:: What the exercise asks ::
Which lines contain the word "styles"? Return each of them as written.

^^^^^^^^

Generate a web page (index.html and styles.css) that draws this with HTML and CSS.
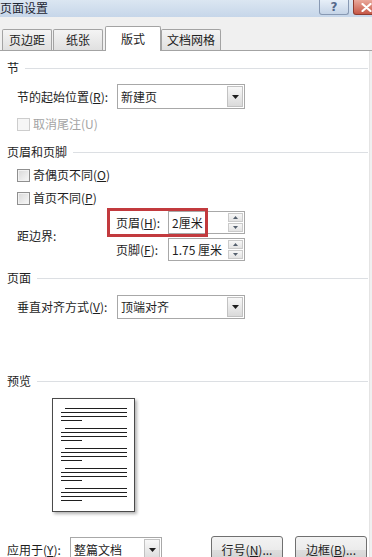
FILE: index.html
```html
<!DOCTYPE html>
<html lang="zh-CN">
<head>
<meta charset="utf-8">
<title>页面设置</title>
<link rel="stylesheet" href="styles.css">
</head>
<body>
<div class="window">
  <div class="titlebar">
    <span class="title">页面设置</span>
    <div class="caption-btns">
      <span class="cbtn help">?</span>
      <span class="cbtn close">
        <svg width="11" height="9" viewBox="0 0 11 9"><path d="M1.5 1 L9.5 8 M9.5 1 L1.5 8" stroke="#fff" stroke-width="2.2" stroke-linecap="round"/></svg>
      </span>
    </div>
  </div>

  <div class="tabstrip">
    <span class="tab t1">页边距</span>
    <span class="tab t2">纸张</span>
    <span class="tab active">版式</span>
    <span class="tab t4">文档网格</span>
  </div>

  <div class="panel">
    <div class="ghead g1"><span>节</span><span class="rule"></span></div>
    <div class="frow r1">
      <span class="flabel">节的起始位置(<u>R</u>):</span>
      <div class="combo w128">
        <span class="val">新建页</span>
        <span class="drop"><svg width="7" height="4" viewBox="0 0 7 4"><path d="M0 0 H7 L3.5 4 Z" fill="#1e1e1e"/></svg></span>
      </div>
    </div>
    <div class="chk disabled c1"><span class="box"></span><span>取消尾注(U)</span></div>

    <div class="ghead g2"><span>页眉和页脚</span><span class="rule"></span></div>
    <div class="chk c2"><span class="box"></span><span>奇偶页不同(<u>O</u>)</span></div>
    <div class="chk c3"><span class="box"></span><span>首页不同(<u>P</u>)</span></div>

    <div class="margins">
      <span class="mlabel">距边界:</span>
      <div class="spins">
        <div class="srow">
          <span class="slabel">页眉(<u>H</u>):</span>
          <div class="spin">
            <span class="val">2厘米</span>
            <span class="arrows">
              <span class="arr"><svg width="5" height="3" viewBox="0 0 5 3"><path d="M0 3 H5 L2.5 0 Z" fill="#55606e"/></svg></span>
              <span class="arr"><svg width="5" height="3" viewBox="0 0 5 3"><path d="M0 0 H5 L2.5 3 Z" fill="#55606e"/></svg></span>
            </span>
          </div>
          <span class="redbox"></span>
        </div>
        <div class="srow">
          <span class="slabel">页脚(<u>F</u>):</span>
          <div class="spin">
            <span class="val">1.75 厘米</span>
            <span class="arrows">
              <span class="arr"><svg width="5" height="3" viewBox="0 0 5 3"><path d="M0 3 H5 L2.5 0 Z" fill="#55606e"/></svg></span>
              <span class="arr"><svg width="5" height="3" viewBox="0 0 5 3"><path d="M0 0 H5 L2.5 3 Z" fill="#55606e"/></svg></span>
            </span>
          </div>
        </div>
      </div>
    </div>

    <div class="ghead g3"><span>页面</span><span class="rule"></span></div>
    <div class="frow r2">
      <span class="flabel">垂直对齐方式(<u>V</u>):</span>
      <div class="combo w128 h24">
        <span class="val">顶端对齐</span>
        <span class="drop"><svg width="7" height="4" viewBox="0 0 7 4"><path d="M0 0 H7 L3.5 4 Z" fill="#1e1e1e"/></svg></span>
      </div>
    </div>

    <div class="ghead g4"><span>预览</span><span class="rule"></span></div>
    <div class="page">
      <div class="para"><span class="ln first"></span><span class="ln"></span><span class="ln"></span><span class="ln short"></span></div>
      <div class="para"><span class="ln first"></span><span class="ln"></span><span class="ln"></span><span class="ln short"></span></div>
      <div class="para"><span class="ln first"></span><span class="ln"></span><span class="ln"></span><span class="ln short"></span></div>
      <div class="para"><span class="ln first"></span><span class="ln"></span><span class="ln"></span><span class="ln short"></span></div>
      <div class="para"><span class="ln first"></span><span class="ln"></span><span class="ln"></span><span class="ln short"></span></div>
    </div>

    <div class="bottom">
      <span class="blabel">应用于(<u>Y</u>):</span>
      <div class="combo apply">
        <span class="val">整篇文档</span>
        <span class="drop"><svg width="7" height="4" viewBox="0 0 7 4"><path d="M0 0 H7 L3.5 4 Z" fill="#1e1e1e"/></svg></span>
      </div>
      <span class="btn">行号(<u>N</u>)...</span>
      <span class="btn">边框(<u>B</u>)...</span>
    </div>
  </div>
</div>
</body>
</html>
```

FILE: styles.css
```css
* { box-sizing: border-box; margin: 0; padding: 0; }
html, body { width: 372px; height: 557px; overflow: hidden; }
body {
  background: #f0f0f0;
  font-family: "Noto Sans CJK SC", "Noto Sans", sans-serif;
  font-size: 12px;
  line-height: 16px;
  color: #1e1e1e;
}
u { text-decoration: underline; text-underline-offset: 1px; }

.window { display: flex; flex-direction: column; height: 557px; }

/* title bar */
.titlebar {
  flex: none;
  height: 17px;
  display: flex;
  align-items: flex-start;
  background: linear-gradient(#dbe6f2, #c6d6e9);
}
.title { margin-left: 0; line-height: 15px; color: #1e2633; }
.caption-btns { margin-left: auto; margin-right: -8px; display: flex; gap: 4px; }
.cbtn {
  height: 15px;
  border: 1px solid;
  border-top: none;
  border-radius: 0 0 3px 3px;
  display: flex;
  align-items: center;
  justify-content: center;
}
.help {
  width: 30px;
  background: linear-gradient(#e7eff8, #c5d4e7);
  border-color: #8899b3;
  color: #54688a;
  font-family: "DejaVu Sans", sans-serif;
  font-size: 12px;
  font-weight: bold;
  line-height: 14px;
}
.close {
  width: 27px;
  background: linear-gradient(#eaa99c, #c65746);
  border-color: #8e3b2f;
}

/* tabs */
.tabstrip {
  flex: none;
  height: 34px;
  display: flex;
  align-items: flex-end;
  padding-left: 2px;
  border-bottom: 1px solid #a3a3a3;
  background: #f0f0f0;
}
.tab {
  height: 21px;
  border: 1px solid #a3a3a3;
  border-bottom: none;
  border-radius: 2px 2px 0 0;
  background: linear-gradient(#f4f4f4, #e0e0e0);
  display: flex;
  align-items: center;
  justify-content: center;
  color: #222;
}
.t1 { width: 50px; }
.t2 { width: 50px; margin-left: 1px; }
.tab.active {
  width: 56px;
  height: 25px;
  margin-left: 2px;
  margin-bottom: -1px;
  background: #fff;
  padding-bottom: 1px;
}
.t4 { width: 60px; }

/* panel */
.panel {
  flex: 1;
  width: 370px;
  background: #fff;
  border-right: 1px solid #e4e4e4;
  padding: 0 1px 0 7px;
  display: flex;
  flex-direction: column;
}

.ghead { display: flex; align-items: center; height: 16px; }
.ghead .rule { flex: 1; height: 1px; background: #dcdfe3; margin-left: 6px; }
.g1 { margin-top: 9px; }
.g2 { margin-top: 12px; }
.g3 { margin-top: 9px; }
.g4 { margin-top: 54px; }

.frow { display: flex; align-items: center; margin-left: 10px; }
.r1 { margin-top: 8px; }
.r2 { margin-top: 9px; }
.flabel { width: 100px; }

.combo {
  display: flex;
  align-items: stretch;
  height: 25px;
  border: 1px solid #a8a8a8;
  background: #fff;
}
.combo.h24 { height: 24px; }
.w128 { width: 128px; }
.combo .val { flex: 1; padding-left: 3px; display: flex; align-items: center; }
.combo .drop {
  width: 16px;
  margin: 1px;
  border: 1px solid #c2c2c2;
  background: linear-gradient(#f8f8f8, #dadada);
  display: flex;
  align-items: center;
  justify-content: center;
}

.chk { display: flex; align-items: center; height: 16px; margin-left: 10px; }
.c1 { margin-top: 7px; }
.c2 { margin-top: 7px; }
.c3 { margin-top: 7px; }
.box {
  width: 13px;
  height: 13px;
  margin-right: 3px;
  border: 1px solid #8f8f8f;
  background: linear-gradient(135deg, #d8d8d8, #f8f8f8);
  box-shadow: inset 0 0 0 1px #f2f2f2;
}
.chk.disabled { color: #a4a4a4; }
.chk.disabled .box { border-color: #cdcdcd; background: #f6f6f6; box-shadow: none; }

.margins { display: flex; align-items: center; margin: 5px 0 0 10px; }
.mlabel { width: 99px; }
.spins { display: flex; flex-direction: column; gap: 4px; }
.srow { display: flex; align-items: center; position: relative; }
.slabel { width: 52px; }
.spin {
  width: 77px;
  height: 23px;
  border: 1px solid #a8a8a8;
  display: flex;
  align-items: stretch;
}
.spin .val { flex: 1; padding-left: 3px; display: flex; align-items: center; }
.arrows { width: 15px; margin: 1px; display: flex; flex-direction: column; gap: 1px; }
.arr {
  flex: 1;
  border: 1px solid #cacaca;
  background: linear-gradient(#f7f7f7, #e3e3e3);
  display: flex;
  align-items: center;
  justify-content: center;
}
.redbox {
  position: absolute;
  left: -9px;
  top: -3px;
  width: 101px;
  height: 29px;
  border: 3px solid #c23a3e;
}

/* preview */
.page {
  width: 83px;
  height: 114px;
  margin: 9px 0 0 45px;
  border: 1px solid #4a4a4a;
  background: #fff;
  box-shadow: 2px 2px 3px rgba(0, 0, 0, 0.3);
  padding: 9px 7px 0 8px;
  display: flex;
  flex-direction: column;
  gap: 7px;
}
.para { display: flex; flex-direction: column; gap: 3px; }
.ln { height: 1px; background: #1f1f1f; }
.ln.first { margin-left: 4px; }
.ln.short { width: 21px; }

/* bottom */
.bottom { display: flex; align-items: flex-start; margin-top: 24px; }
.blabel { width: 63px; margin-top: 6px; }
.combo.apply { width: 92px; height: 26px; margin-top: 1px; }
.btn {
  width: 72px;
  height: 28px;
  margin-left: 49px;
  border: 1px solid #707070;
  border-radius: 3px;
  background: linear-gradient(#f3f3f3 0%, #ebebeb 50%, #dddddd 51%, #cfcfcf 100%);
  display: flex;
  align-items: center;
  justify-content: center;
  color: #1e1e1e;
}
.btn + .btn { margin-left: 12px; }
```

^^^^^^^^

:: Task result ::
Generate a web page (index.html and styles.css) that draws this with HTML and CSS.
<link rel="stylesheet" href="styles.css">
FILE: styles.css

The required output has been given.